━━ Given information ━━
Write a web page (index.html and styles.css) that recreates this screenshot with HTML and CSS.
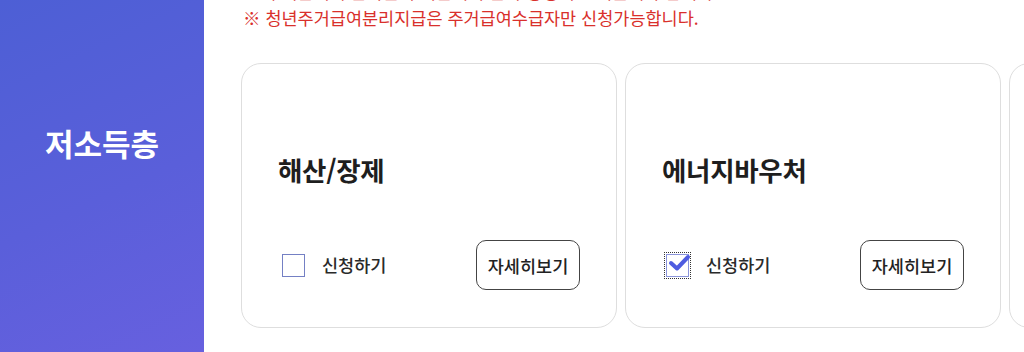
FILE: index.html
```html
<!DOCTYPE html>
<html lang="ko">
<head>
<meta charset="utf-8">
<title>저소득층</title>
<link rel="stylesheet" href="styles.css">
</head>
<body>
<div class="page">
  <aside class="side">
    <h2 class="side-title">저소득층</h2>
  </aside>
  <main class="content">
    <div class="notice">
      <p>※ 주거급여 수급자는 주거급여 수급자 증명서를 제출해야 합니다.</p>
      <p>※ 청년주거급여분리지급은 주거급여수급자만 신청가능합니다.</p>
    </div>
    <div class="cards">
      <div class="card">
        <h3 class="card-title">해산/장제</h3>
        <div class="card-row">
          <label class="apply">
            <span class="box"></span>
            <span class="apply-text">신청하기</span>
          </label>
          <button class="detail" type="button">자세히보기</button>
        </div>
      </div>
      <div class="card">
        <h3 class="card-title">에너지바우처</h3>
        <div class="card-row">
          <label class="apply">
            <span class="box checked">
              <svg class="check" viewBox="0 0 24 24" width="24" height="24"><path d="M4 11 L10 16.5 L21 5" fill="none" stroke="#4e5ce0" stroke-width="4" stroke-linecap="round" stroke-linejoin="round"/></svg>
            </span>
            <span class="apply-text">신청하기</span>
          </label>
          <button class="detail" type="button">자세히보기</button>
        </div>
      </div>
      <div class="card">
        <h3 class="card-title">주거급여</h3>
        <div class="card-row">
          <label class="apply">
            <span class="box"></span>
            <span class="apply-text">신청하기</span>
          </label>
          <button class="detail" type="button">자세히보기</button>
        </div>
      </div>
    </div>
  </main>
</div>
</body>
</html>
```
FILE: styles.css
```css
* { box-sizing: border-box; }
html, body {
  margin: 0;
  padding: 0;
  background: #fff;
  font-family: "Noto Sans CJK KR", "Noto Sans", sans-serif;
}
.page {
  display: flex;
  width: 1024px;
  height: 352px;
  overflow: hidden;
}
.side {
  flex: 0 0 204px;
  height: 352px;
  background: linear-gradient(155deg, #4d5fd5 0%, #5a5fda 55%, #6760df 100%);
  display: flex;
  align-items: flex-start;
  justify-content: center;
}
.side-title {
  margin: 123px 0 0;
  color: #fff;
  font-size: 31px;
  font-weight: 700;
  line-height: 40px;
  letter-spacing: 0;
}
.content {
  flex: 1 1 auto;
  min-width: 0;
  padding-left: 37px;
  overflow: hidden;
}
.notice {
  margin-top: -21px;
  padding-left: 2px;
}
.notice p {
  margin: 0;
  color: #d9302b;
  font-size: 17.5px;
  line-height: 26px;
  white-space: nowrap;
}
.cards {
  display: flex;
  gap: 8px;
  margin-top: 32px;
}
.card {
  flex: 0 0 376px;
  height: 265px;
  border: 1px solid #dedede;
  border-radius: 20px;
  padding: 88px 36px 37px 36px;
  display: flex;
  flex-direction: column;
}
.card-title {
  margin: 0;
  font-size: 26.5px;
  font-weight: 700;
  line-height: 36px;
  color: #1e1e1e;
  letter-spacing: -0.3px;
}
.card-row {
  margin-top: auto;
  display: flex;
  align-items: center;
  justify-content: space-between;
  height: 50px;
}
.apply {
  display: flex;
  align-items: center;
  padding-left: 4px;
}
.box {
  position: relative;
  width: 23px;
  height: 23px;
  border: 1.5px solid #7480c4;
  background: #fff;
  display: flex;
  align-items: center;
  justify-content: center;
}
.box.checked {
  border-color: #8a94da;
  outline: 1px dotted #333;
  outline-offset: 1px;
}
.check {
  position: absolute;
  left: 0;
  top: -3px;
}
.apply-text {
  margin-left: 17px;
  font-size: 17.5px;
  font-weight: 500;
  color: #2a2a2a;
  line-height: 24px;
}
.detail {
  width: 104px;
  height: 50px;
  border: 1px solid #444;
  border-radius: 10px;
  background: #fff;
  font-family: "Noto Sans CJK KR", "Noto Sans", sans-serif;
  font-size: 17.5px;
  font-weight: 500;
  color: #222;
  padding: 0;
}
```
━━━
> [Your objective]: Without including any pictures, print all of the material exactly as given.

> [Full answer]:
Write a web page (index.html and styles.css) that recreates this screenshot with HTML and CSS.
FILE: index.html
```html
<!DOCTYPE html>
<html lang="ko">
<head>
<meta charset="utf-8">
<title>저소득층</title>
<link rel="stylesheet" href="styles.css">
</head>
<body>
<div class="page">
  <aside class="side">
    <h2 class="side-title">저소득층</h2>
  </aside>
  <main class="content">
    <div class="notice">
      <p>※ 주거급여 수급자는 주거급여 수급자 증명서를 제출해야 합니다.</p>
      <p>※ 청년주거급여분리지급은 주거급여수급자만 신청가능합니다.</p>
    </div>
    <div class="cards">
      <div class="card">
        <h3 class="card-title">해산/장제</h3>
        <div class="card-row">
          <label class="apply">
            <span class="box"></span>
            <span class="apply-text">신청하기</span>
          </label>
          <button class="detail" type="button">자세히보기</button>
        </div>
      </div>
      <div class="card">
        <h3 class="card-title">에너지바우처</h3>
        <div class="card-row">
          <label class="apply">
            <span class="box checked">
              <svg class="check" viewBox="0 0 24 24" width="24" height="24"><path d="M4 11 L10 16.5 L21 5" fill="none" stroke="#4e5ce0" stroke-width="4" stroke-linecap="round" stroke-linejoin="round"/></svg>
            </span>
            <span class="apply-text">신청하기</span>
          </label>
          <button class="detail" type="button">자세히보기</button>
        </div>
      </div>
      <div class="card">
        <h3 class="card-title">주거급여</h3>
        <div class="card-row">
          <label class="apply">
            <span class="box"></span>
            <span class="apply-text">신청하기</span>
          </label>
          <button class="detail" type="button">자세히보기</button>
        </div>
      </div>
    </div>
  </main>
</div>
</body>
</html>
```
FILE: styles.css
```css
* { box-sizing: border-box; }
html, body {
  margin: 0;
  padding: 0;
  background: #fff;
  font-family: "Noto Sans CJK KR", "Noto Sans", sans-serif;
}
.page {
  display: flex;
  width: 1024px;
  height: 352px;
  overflow: hidden;
}
.side {
  flex: 0 0 204px;
  height: 352px;
  background: linear-gradient(155deg, #4d5fd5 0%, #5a5fda 55%, #6760df 100%);
  display: flex;
  align-items: flex-start;
  justify-content: center;
}
.side-title {
  margin: 123px 0 0;
  color: #fff;
  font-size: 31px;
  font-weight: 700;
  line-height: 40px;
  letter-spacing: 0;
}
.content {
  flex: 1 1 auto;
  min-width: 0;
  padding-left: 37px;
  overflow: hidden;
}
.notice {
  margin-top: -21px;
  padding-left: 2px;
}
.notice p {
  margin: 0;
  color: #d9302b;
  font-size: 17.5px;
  line-height: 26px;
  white-space: nowrap;
}
.cards {
  display: flex;
  gap: 8px;
  margin-top: 32px;
}
.card {
  flex: 0 0 376px;
  height: 265px;
  border: 1px solid #dedede;
  border-radius: 20px;
  padding: 88px 36px 37px 36px;
  display: flex;
  flex-direction: column;
}
.card-title {
  margin: 0;
  font-size: 26.5px;
  font-weight: 700;
  line-height: 36px;
  color: #1e1e1e;
  letter-spacing: -0.3px;
}
.card-row {
  margin-top: auto;
  display: flex;
  align-items: center;
  justify-content: space-between;
  height: 50px;
}
.apply {
  display: flex;
  align-items: center;
  padding-left: 4px;
}
.box {
  position: relative;
  width: 23px;
  height: 23px;
  border: 1.5px solid #7480c4;
  background: #fff;
  display: flex;
  align-items: center;
  justify-content: center;
}
.box.checked {
  border-color: #8a94da;
  outline: 1px dotted #333;
  outline-offset: 1px;
}
.check {
  position: absolute;
  left: 0;
  top: -3px;
}
.apply-text {
  margin-left: 17px;
  font-size: 17.5px;
  font-weight: 500;
  color: #2a2a2a;
  line-height: 24px;
}
.detail {
  width: 104px;
  height: 50px;
  border: 1px solid #444;
  border-radius: 10px;
  background: #fff;
  font-family: "Noto Sans CJK KR", "Noto Sans", sans-serif;
  font-size: 17.5px;
  font-weight: 500;
  color: #222;
  padding: 0;
}
```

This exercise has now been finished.